GIVEN DATA.
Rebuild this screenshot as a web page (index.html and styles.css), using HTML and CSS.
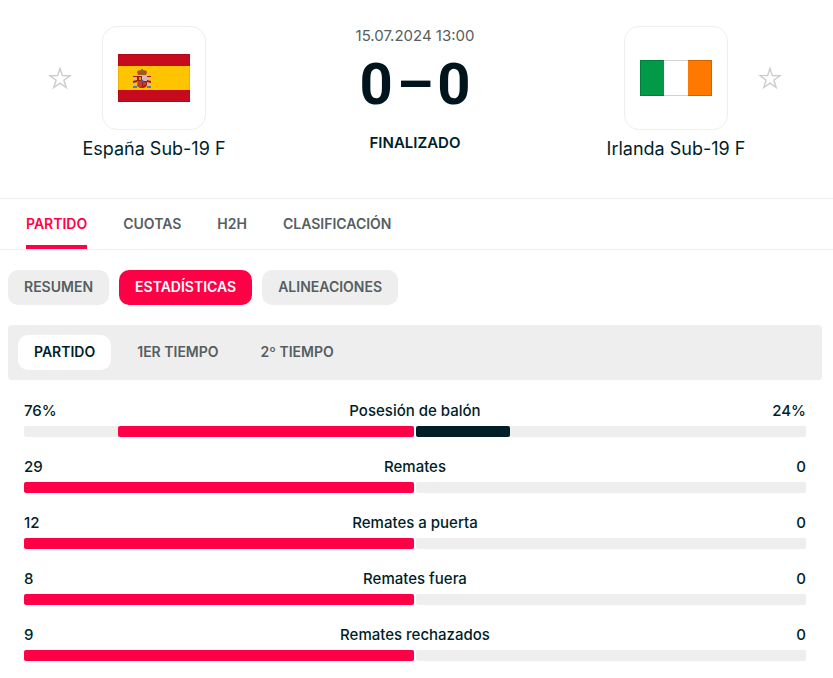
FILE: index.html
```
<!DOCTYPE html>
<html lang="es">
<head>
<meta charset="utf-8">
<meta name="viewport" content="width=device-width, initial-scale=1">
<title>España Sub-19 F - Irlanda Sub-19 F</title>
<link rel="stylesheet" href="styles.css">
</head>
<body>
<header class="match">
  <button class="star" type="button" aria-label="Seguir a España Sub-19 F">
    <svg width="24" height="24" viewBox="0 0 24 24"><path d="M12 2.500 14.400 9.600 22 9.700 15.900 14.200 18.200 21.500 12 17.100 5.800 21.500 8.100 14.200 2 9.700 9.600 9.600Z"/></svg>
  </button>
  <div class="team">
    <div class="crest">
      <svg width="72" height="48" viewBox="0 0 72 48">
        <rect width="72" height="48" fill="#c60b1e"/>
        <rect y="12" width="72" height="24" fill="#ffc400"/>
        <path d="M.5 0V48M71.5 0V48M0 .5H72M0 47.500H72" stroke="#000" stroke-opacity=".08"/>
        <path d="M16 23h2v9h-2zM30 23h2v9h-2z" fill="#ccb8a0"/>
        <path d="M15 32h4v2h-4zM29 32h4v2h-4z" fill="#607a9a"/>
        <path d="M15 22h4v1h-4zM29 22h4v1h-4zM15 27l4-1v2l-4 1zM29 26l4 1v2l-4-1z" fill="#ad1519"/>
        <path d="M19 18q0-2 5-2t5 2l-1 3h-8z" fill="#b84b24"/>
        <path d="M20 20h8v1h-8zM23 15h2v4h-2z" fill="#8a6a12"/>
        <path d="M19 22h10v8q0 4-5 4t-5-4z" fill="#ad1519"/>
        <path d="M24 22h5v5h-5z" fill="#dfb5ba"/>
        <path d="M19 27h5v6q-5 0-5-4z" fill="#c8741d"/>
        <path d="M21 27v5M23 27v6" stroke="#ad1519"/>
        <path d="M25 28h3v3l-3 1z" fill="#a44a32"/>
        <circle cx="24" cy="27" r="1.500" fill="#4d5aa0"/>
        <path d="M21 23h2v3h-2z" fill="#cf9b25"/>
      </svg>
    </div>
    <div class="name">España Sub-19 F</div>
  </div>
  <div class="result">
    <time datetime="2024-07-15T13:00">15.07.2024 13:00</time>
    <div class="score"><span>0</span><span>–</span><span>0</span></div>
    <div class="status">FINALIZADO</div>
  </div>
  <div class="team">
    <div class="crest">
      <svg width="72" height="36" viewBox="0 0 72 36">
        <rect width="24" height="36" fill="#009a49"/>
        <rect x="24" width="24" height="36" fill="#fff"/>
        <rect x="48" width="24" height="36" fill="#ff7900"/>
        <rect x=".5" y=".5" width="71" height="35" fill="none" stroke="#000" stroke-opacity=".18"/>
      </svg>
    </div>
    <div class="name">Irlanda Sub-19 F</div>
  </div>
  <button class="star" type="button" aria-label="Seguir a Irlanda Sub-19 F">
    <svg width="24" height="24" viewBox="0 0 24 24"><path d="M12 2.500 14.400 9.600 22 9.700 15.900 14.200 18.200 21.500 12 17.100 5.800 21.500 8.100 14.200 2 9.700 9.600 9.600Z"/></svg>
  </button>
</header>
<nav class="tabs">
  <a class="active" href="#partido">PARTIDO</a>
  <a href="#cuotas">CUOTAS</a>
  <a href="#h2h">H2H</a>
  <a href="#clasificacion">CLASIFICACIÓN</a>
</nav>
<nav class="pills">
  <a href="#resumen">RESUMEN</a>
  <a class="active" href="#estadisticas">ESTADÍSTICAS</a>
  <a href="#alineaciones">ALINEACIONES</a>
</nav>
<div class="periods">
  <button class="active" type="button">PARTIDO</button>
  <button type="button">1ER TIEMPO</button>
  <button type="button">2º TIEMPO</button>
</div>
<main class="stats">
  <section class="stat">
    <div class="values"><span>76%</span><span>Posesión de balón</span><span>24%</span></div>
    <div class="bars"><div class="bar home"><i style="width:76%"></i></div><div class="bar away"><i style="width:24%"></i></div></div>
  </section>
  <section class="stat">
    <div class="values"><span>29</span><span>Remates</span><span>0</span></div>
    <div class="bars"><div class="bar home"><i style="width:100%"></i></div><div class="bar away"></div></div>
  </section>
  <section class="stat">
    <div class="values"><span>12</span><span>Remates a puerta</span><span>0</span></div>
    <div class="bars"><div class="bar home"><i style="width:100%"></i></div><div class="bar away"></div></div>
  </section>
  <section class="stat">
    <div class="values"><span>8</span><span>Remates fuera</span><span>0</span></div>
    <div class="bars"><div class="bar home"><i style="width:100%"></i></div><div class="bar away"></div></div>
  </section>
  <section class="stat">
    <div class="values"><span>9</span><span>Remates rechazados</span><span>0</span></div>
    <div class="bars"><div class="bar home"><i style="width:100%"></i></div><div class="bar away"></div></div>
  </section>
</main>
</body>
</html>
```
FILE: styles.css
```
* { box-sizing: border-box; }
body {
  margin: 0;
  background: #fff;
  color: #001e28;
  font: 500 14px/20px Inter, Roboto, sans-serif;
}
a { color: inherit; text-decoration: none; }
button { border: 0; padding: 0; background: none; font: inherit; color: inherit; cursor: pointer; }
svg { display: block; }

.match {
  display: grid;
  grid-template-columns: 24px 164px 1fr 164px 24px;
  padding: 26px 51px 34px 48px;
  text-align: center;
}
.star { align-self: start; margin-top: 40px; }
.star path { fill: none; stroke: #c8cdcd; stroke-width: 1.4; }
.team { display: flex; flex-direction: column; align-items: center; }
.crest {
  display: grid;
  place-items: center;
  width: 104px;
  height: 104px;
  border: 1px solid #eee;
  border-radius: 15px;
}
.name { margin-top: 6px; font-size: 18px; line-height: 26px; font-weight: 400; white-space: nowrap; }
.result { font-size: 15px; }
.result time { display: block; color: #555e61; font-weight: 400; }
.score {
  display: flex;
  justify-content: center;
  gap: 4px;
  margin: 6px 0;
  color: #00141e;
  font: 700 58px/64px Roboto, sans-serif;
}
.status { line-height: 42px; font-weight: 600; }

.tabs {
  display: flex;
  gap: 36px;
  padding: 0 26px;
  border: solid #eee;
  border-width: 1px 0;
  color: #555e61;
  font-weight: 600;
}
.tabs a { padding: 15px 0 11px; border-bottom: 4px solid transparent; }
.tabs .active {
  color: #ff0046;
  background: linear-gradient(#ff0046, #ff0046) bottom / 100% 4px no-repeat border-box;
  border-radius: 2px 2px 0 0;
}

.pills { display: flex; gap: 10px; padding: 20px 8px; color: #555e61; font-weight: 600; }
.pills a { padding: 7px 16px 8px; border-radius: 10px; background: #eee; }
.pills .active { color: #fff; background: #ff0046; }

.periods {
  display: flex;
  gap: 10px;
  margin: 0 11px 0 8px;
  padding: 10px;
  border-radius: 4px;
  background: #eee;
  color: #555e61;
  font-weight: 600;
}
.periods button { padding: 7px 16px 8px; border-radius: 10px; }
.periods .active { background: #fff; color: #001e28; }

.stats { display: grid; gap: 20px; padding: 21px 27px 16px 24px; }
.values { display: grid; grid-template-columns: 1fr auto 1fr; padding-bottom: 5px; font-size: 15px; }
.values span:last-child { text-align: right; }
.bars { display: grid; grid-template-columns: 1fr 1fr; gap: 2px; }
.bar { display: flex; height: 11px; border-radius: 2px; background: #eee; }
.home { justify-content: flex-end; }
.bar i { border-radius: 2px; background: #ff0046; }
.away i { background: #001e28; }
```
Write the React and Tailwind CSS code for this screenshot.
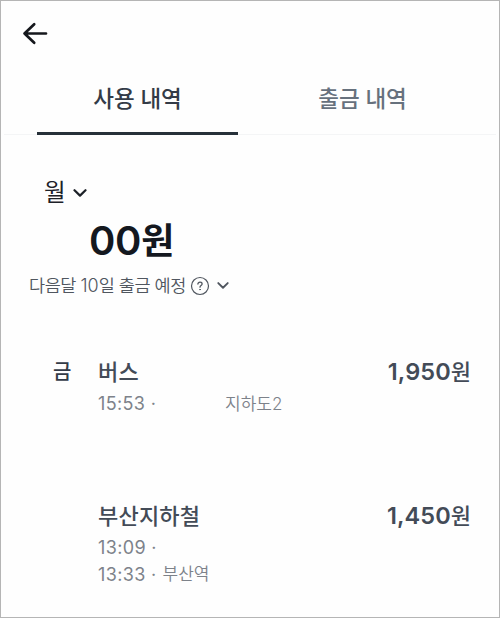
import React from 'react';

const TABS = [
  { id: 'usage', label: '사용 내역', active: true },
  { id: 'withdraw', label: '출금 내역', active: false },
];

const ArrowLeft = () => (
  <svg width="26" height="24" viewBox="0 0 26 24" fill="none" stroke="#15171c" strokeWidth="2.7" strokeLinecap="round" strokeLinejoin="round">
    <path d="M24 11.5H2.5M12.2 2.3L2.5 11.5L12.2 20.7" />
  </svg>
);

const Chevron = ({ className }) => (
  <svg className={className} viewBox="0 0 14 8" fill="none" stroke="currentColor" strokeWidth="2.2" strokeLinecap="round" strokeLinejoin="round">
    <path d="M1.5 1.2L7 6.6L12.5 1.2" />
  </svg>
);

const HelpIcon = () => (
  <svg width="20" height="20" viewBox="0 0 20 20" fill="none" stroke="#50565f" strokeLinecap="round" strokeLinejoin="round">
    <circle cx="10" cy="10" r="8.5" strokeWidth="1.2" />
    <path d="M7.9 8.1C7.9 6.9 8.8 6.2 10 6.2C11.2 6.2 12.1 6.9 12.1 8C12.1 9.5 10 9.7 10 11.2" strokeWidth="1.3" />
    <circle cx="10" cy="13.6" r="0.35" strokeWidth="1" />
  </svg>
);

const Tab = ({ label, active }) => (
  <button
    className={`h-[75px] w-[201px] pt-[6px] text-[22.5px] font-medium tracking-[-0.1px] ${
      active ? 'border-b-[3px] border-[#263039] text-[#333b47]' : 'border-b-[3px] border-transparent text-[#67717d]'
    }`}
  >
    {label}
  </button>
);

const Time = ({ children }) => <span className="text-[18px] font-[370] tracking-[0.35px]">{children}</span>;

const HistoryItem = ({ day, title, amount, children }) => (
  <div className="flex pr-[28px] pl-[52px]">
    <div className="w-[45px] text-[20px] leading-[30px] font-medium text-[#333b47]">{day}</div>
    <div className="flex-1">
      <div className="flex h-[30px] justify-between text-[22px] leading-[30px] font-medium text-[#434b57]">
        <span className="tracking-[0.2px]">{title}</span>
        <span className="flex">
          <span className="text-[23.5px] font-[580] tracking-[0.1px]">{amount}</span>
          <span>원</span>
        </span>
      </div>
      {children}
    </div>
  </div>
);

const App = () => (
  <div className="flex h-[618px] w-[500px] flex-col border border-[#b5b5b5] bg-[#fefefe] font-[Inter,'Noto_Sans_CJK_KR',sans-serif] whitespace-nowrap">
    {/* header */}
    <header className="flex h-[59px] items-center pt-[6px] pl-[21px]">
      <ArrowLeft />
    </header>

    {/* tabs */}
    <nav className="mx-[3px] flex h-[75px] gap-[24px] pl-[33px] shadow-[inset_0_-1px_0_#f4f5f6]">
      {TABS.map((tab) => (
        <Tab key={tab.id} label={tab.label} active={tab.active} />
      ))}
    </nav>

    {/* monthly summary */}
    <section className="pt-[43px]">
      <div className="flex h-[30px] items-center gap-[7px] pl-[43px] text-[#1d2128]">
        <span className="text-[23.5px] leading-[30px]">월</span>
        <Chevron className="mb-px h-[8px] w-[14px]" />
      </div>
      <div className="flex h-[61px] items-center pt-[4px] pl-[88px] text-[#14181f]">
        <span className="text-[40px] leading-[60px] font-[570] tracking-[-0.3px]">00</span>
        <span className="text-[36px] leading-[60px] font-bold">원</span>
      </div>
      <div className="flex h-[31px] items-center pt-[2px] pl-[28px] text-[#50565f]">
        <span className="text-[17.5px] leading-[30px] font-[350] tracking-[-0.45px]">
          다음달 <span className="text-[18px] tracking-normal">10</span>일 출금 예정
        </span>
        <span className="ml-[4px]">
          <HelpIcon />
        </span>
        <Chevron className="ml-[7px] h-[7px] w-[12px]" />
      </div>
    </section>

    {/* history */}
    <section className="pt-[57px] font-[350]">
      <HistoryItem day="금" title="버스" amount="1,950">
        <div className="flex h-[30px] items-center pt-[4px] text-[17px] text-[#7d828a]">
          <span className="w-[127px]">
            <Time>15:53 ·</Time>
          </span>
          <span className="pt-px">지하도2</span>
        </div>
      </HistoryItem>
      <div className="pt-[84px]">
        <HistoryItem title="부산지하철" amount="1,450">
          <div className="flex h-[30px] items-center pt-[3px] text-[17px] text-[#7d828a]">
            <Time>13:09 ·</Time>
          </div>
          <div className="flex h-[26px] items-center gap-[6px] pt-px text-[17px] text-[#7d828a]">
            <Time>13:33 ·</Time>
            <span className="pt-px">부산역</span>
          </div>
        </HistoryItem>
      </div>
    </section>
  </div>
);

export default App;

WHAT YOU WILL DO.
Copy out every line of the data that includes the word "styles".

COMPLETED EXERCISE.
Rebuild this screenshot as a web page (index.html and styles.css), using HTML and CSS.
<link rel="stylesheet" href="styles.css">
FILE: styles.css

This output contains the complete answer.